Oh, brothers

Desormeauxs take Grade 3 Southwest by storm

The Sentinel-Record/Richard Rasmussen SOUTHWEST WINNER: Jockey Kent Desormeaux celebrates aboard My Boy Jack Monday at Oaklawn Park after winning the Grade 3 $500,000 Grade Southwest Stakes.
The Sentinel-Record/Richard Rasmussen SOUTHWEST WINNER: Jockey Kent Desormeaux celebrates aboard My Boy Jack Monday at Oaklawn Park after winning the Grade 3 $500,000 Grade Southwest Stakes.

As Michael Corleone said to wife Kay regarding a mobster's U.S. Senate testimony in the second "Godfather" film, it's between the brothers.

Trainer Keith and jockey Kent Desormeaux have another horse on the road to the Triple Crown, My Boy Jack setting his sights for Churchill Downs after prancing home by 4 1/2 lengths in Monday's Grade 3 $500,000 Southwest at Oaklawn Park.

A stakes-winning grass horse at 2, the bargain-basement son of Creative Cause showed greater dimensions in the Southwest, only his third start on dirt. Desormeaux brought him east after clashing with the unbeaten McKinzie when third in the Sham Stakes Jan. 6 at Santa Anita. Bob Baffert, McKinzie's trainer, awaited at Oaklawn with the last-out Smarty Jones winner, but whereas "McKinzie is a monster" (Keith Desormeaux' words), Mourinho revealed himself mortal.

With Kent Desormeaux brilliantly saving ground, My Boy Jack picked off horses one by one after laying eighth midway on the final turn. He went by a tiring Mourinho in the stretch and got clear of a traffic jam behind him, one that resulted in a stewards' inquiry but no change in the official order.

"For him to run well on dirt, we were ecstatic," said Keith Desormeaux. "I told (Kent) the horse would run well on dirt." Working well at Santa Anita last week against stablemate Sonneteer, a last-out Oaklawn stakes winner, "he tipped his hand," said Keith.

Said Hall of Famer Kent Desormeaux, a three-time Kentucky Derby winner whose 2016 Preakness victory aboard Exaggerator came for his brother: "It was a complete turnaround effort from his last start. Today he was quite calm and let me ride him, and that was the biggest difference. He didn't waste any energy going around the racetrack, so he flew home. Great training job by Keith."

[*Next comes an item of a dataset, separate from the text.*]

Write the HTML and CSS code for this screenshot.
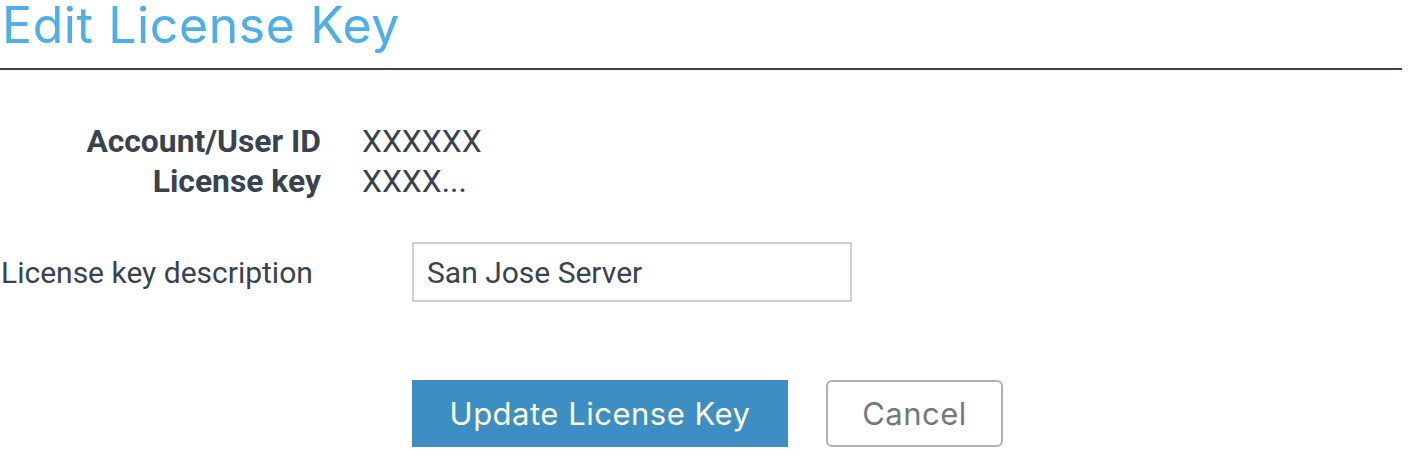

My Boy Jack, carrying 119 pounds, went a mile and sixteenth in 1:46.00 and paid $19.60, $8.20 and $5.20. A $20,000 Keeneland sales yearling, My Boy Jack collected 10 points and totals 12 from two preps for a possible start in the May 5 Kentucky Derby at Churchill Downs.

"The best part about the race is he's going to a Derby," said Kent Desormeaux. It may be the Arkansas Derby ($1 million Grade 1 on April 14), but he's Derby bound."

Keith Desormeaux said he would consider running My Boy Jack in Oaklawn's Grade 2 $900,000 Rebel March 17, with 50 points to the winner, but would prefer not running in both the Rebel and Arkansas Derby (100 points to the winner).

Combatant, one of three entered by Hall of Fame trainer Steve Asmussen, finished second for the third consecutive race, 2 1/2 lengths ahead of the Wayne Lukas-trained Grade 1 winner Sporting Chance. Mourinho, the 6-5 favorite, was fourth, his task tougher than when winning the one-mile Smarty Jones by 3 1/4 lengths in front-running style Jan. 15.

"We didn't get the easy lead like we did last time," said Lake Hamilton High graduate Drayden Van Dyke, keeping the mount on Mourinho. "I will blame it on the track -- he was swimming through it."

Sporting Chance, making his first start winning the Hopeful at Saratoga on Labor Day, shook off the rust with a third-place finish, earning two Derby points. Lukas shrugged off a midstretch snarl in which Combatant, from outside, and Mourinho, inside, shut off his Tiznow colt. Stewards pored over the replay for several minutes before leaving the order intact.

"They both came over at the same time and put (the stewards) in a position they didn't know what to do," Lukas said. Otherwise, he said, "we can build on this. His upside is great."